By Laura Pappano
Sure, the title of The New York Times Magazine cover – Women Who Hit Very Hard – was a provocative run-up to the U.S. Open. It wasn’t, however, sexy-provocative, but take-notice-of-where-things-are provocative.
The article offered an assessment of the physical power that today’s players bring to the court and what that means for the game (among them, that teenagers who used to dominate the Tour’s top echelon may not have the strength to battle full-grown and muscled women).
There are photos and the online version includes slow-mo videos of tennis stars like Kim Clijsters and Serena Williams striking a ball with a racquet. Is this a problem? According to Nicole LaVoi, it is. In fact, she argues that the whole package is “soft core pornography” that “has NOTHING to do with athleticism or tennis. It is pure exploitation of female athletes.”

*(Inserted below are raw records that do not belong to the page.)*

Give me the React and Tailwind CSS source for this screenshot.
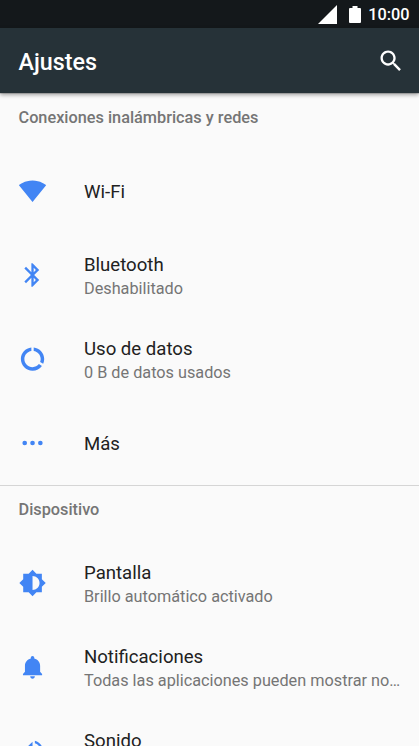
const sections = [
  {
    title: 'Conexiones inalámbricas y redes',
    items: [
      { icon: 'wifi', label: 'Wi-Fi' },
      { icon: 'bluetooth', label: 'Bluetooth', detail: 'Deshabilitado' },
      { icon: 'data', label: 'Uso de datos', detail: '0 B de datos usados' },
      { icon: 'more', label: 'Más' },
    ],
  },
  {
    title: 'Dispositivo',
    items: [
      { icon: 'display', label: 'Pantalla', detail: 'Brillo automático activado' },
      { icon: 'bell', label: 'Notificaciones', detail: 'Todas las aplicaciones pueden mostrar no…' },
      { icon: 'sound', label: 'Sonido', detail: '\u00a0' },
    ],
  },
];

const icons = {
  wifi: 'M12.01 21.49L23.64 7c-.45-.34-4.93-4-11.64-4C5.28 3 .81 6.66.36 7l11.63 14.49.01.01.01-.01z',
  bluetooth: 'M17.71 7.71L12 2h-1v7.59L6.41 5 5 6.41 10.59 12 5 17.59 6.41 19 11 14.41V22h1l5.71-5.71-4.3-4.29 4.3-4.29zM13 5.83l1.88 1.88L13 9.59V5.83zm1.88 10.46L13 18.17v-3.76l1.88 1.88z',
  data: 'M13 2.05v3.03c3.39.49 6 3.39 6 6.92 0 .9-.18 1.75-.48 2.54l2.6 1.53c.56-1.24.88-2.62.88-4.07 0-5.18-3.95-9.45-9-9.95zM12 19c-3.87 0-7-3.13-7-7 0-3.53 2.61-6.43 6-6.92V2.05c-5.06.5-9 4.76-9 9.95 0 5.52 4.47 10 9.99 10 3.31 0 6.24-1.61 8.06-4.09l-2.6-1.53C16.17 17.98 14.21 19 12 19z',
  more: 'M5.3 10a2 2 0 1 0 0 4 2 2 0 0 0 0-4zm13.4 0a2 2 0 1 0 0 4 2 2 0 0 0 0-4zM12 10a2 2 0 1 0 0 4 2 2 0 0 0 0-4z',
  display: 'M20 15.31L23.31 12 20 8.69V4h-4.69L12 .69 8.69 4H4v4.69L.69 12 4 15.31V20h4.69L12 23.31 15.31 20H20v-4.69zM12 18V6c3.31 0 6 2.69 6 6s-2.69 6-6 6z',
  bell: 'M12 22c1.1 0 2-.9 2-2h-4c0 1.1.9 2 2 2zm6.5-6v-5c0-3.07-1.9-5.64-5-6.32V4c0-.83-.67-1.5-1.5-1.5s-1.5.67-1.5 1.5v.68C7.4 5.36 5.5 7.92 5.5 11v5l-1.7 2v1h16.4v-1l-1.7-2z',
  sound: 'M3 9v6h4l5 5V4L7 9H3zm13.5 3c0-1.77-1.02-3.29-2.5-4.03v8.05c1.48-.73 2.5-2.25 2.5-4.02zM14 3.23v2.06c2.89.86 5 3.54 5 6.71s-2.11 5.85-5 6.71v2.06c4.01-.91 7-4.49 7-8.77s-2.99-7.86-7-8.77z',
  search: 'M15.5 14h-.79l-.28-.27C15.41 12.59 16 11.11 16 9.5 16 5.91 13.09 3 9.5 3S3 5.91 3 9.5 5.91 16 9.5 16c1.61 0 3.09-.59 4.23-1.57l.27.28v.79l5 4.99L20.49 19l-4.99-5zm-6 0C7.01 14 5 11.99 5 9.5S7.01 5 9.5 5 14 7.01 14 9.5 11.99 14 9.5 14z',
};

function Icon({ name, className, viewBox = '0 0 24 24' }) {
  return (
    <svg viewBox={viewBox} fill="currentColor" className={`size-7 shrink-0 ${className}`}>
      <path d={icons[name]} />
    </svg>
  );
}

function StatusBar() {
  return (
    <div className="flex h-7 items-center justify-end bg-[#14181b] pr-[9.5px] text-white">
      <svg viewBox="0 0 19 19" fill="currentColor" className="mr-3 size-[19px]">
        <path d="M0 19H19V0z" />
      </svg>
      <svg viewBox="0 0 12 17" fill="currentColor" className="mr-[7.5px] h-[17px] w-3">
        <path d="M1 2h2.5V0h5v2H11a1 1 0 0 1 1 1v13a1 1 0 0 1-1 1H1a1 1 0 0 1-1-1V3a1 1 0 0 1 1-1z" />
      </svg>
      <span className="pt-0.5 text-[16.3px] font-medium leading-none">10:00</span>
    </div>
  );
}

function SettingRow({ icon, label, detail }) {
  return (
    <li className="flex h-[84px] items-center pl-[19px] pr-[18px]">
      <Icon name={icon} viewBox="0.4 0 24 24" className="mr-[37px] overflow-visible text-[#4285f4]" />
      <div className="min-w-0 flex-1 pt-0.5">
        <div className="text-[18.6px] leading-[25px] text-[#212121]">{label}</div>
        {detail && <div className="whitespace-nowrap text-[16.25px] leading-[22px] text-[#757575]">{detail}</div>}
      </div>
    </li>
  );
}

export default function App() {
  return (
    <div className="flex h-[746px] w-[419px] flex-col overflow-hidden bg-[#fafafa] font-['Roboto',sans-serif]">
      <StatusBar />
      <header className="relative flex h-[65px] shrink-0 items-center justify-between bg-[#263238] pl-[18.5px] pr-[14px] text-white shadow-[0_2px_4px_rgba(0,0,0,0.35)]">
        <h1 className="pt-0.5 text-[23.3px] font-medium leading-7">Ajustes</h1>
        <Icon name="search" className="text-white" />
      </header>
      <main className="min-h-0 flex-1 overflow-hidden">
        {sections.map((section) => (
          <section key={section.title}>
            <h2 className="h-14 border-t border-[#d5d5d5] pl-[18.5px] pt-[13px] text-[16.3px] font-medium leading-[22px] text-[#757575]">
              {section.title}
            </h2>
            <ul>
              {section.items.map((item) => (
                <SettingRow key={item.label} {...item} />
              ))}
            </ul>
          </section>
        ))}
      </main>
    </div>
  );
}
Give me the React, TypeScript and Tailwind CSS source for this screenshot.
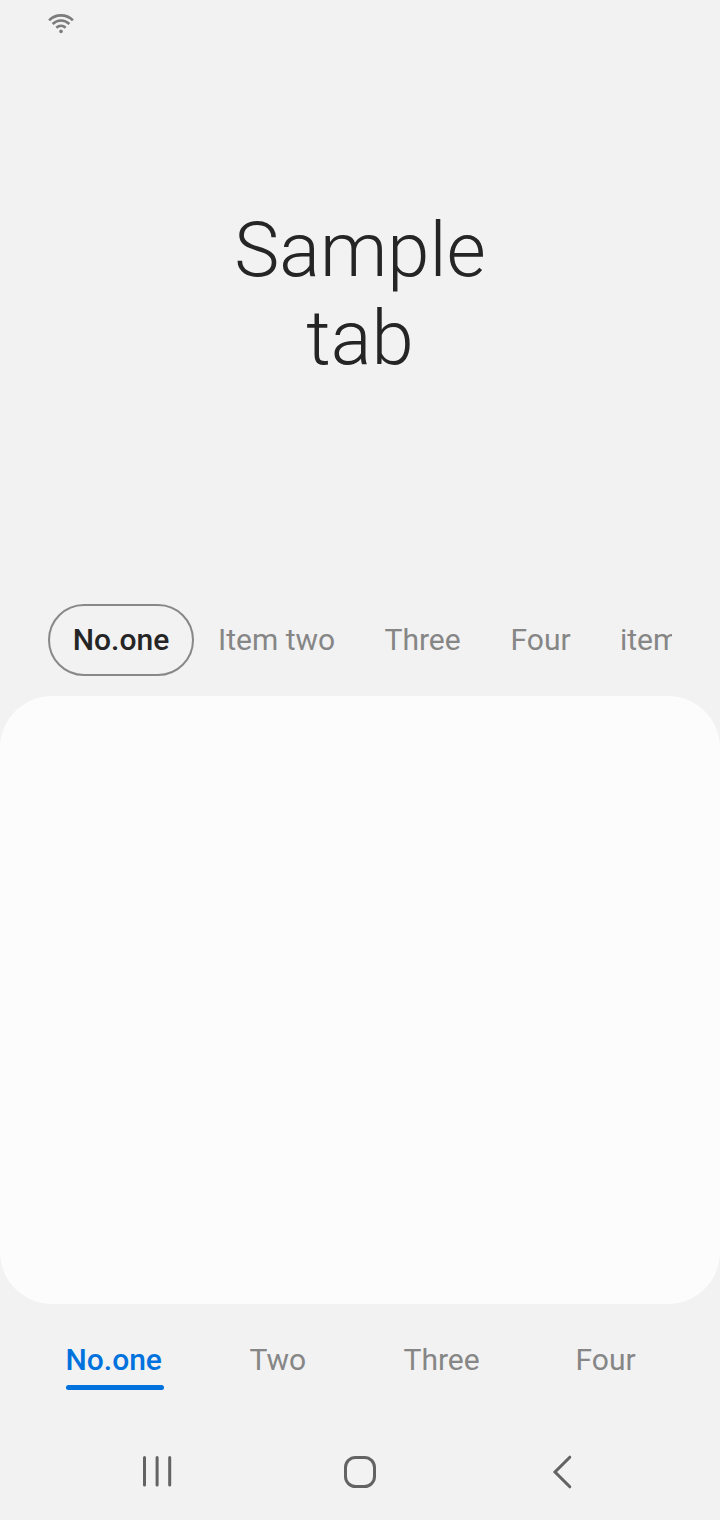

I like and respect Nicole. I’m generally right there on her team when it comes to outrage over the sexualization of female athletes. But in this case, I just don’t see it. What’s more, I believe it’s critical to have the discussion because if women do ever manage to get more coverage, more attention, more visibility as athletes, it’s going to involve their bodies. We have to find a way to consider athletic female bodies without automatically finding that because they are fit they are sex objects.
There is a difference between titillation and celebration – and it matters that we see a distinction.
Here’s how I read the Times package: Absolutely, the tennis players are wearing cocktail dresses not tennis dresses. But changing the context of clothing does not instantly render it pornographic. The videos (there is nothing racy in the article) are actually quite arty. There are no come-on looks, bared privates, or pouty gestures. Instead, extremely brief videos (one whack at the ball) feature intense expressions of focus and serious demonstration of muscles in action. Set to new age music, it is almost like dance. In this setting, the clothing is a costume that elevates and makes theatrical the ordinary (for them) act of hitting a tennis ball. Watching does not feel voyeuristic or arousing, but dramatic and arresting. It’s cool.
Why does this debate matter?
As we press to normalize recognition of female athletic power, we have to get comfortable with strong women’s bodies. Just as we watch male athletes and appreciate their physical gifts, we must be able to celebrate women’s physical gifts without feeling that seeing is exploitation. Our eyes and sensibilities are in need of recalibration.
The alternative – to consider women’s bodies as inherently pornographic – would have us all wearing floor-length skirts or – for the liberated – bloomers.